Nigel Green, Chef und Gründer des Finanzberaters deVere Group, sagte, Johnsons „hochgradig kontroverse Taktiken“ setzten dem angeschlagenen Pfund weiter zu. Das wirke sich auf die Kaufkraft Menschen in Großbritannien aus. „Ein schwächeres Pfund bedeutet, dass Importe teurer werden und steigende Preise in der Regel an die Verbraucher weitergegeben werden.“

Derek Halpenny vom Forschungs- und Finanzunternehmen MUFG warnte vor einem Absturz des Pfunds. „Die heutige Entwicklung bringt uns in den Bereich einer Verfassungskrise.“ Die Suspendierung des Parlaments lasse den Abgeordneten ein „unglaublich enges Fenster“, um auf eine Verschiebung des Brexit-Termins hinzuarbeiten oder ein Misstrauensvotum gegen die Regierung zu organisieren. „Das alles lässt einen No-Deal-Brexit immer wahrscheinlicher erscheinen.“

Seema Shah, Chefstrategin bei Principal Global Investors, erklärte, ein ungeordneter Brexit könne das Land in eine Rezession stürzen, das die weltweite Wirtschaft wegen der anhaltenden Handelsdispute ohnehin schon angeschlagen sei. „Aus wirtschaftlicher Sicht kommt eine Bemühung um einen No-Deal-Brexit durch eine Suspendierung des Parlaments aktiven Bemühungen um eine Rezession gleich“, erklärte Shah.
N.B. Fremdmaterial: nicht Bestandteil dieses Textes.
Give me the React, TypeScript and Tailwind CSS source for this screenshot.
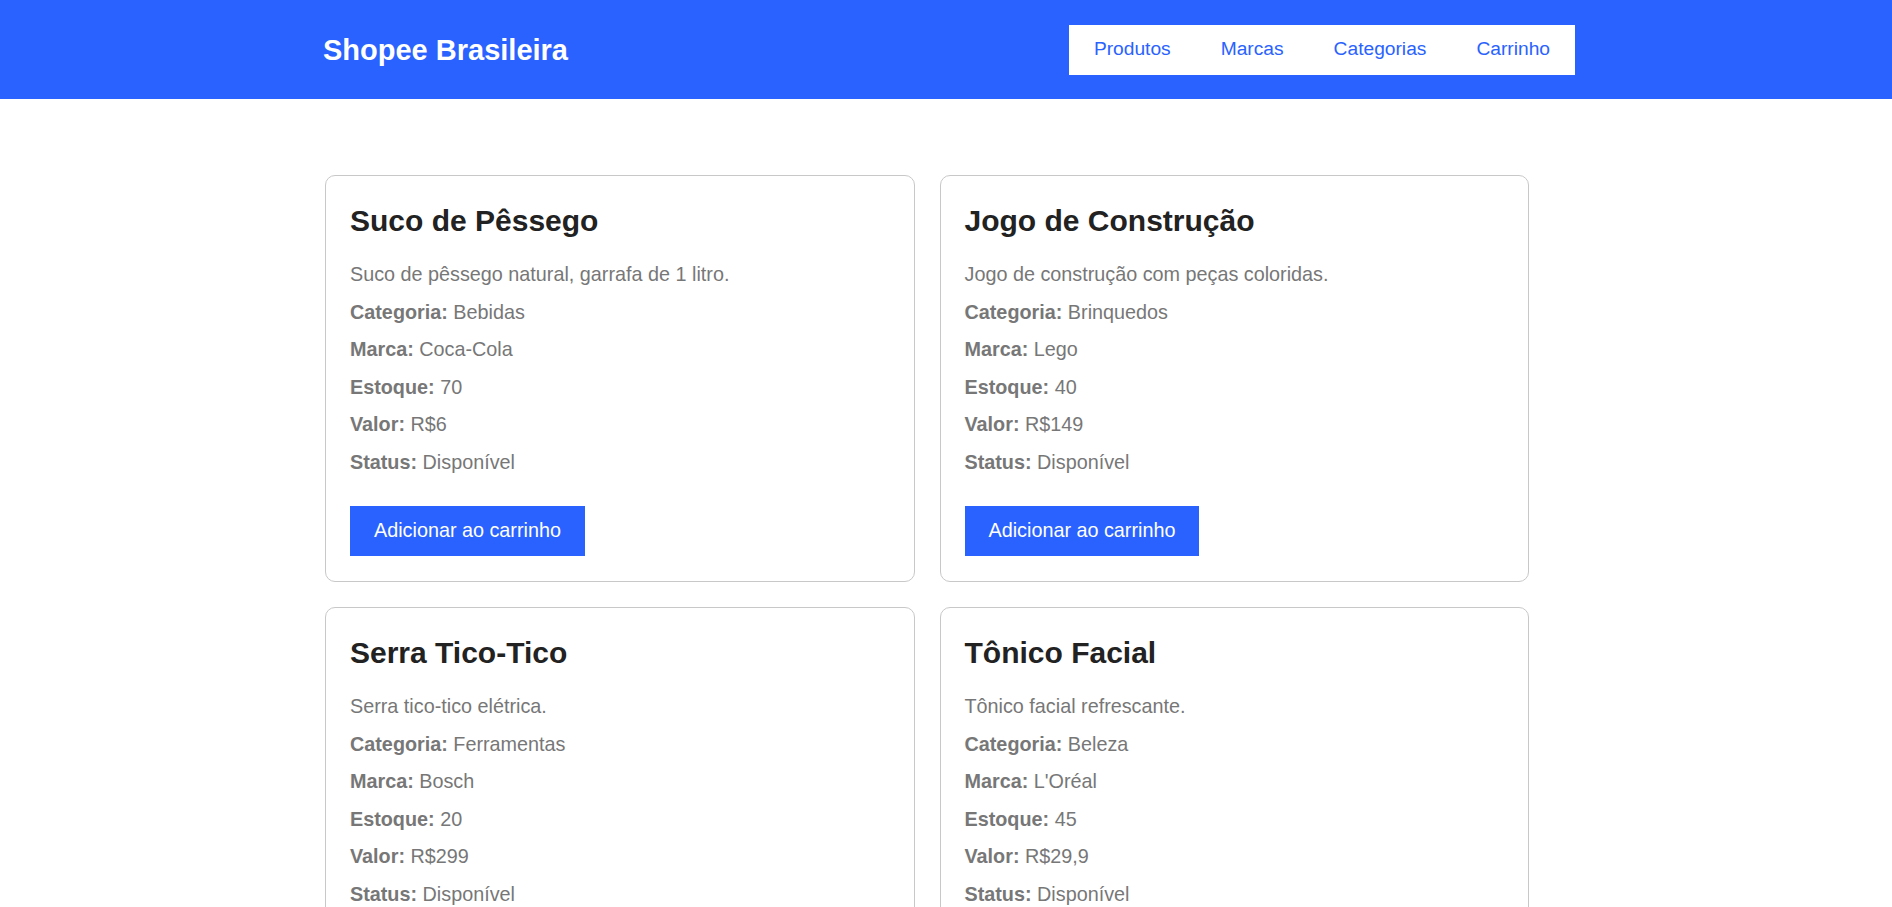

Und auch der Wirtschaftsverband Confederation of British Industry (CBI), der selten um eine Stellungnahme zum Brexit verlegen ist, äußerte sich zu Johnsons Entscheidung. Der Verband erklärte: „Ganz gleich, wie gut sich die Regierung und die Unternehmen auf einen No-Deal-Brexit vorbereiten: Nur ein gutes Abkommen mit der EU sichert Arbeitsplätze, Gemeinschaften und die Wirtschaft.“

Was Johnson von der Kritik vonseiten der Wirtschaft hält, erfuhr man am Mittwochabend nicht. Aber man kann es sich denken: Als ihn vor einiger Zeit ein ausländischer Diplomat fragte, was er von den Brexit-Sorgen der Unternehmen halte, antwortete Johnson: „Fuck Business“.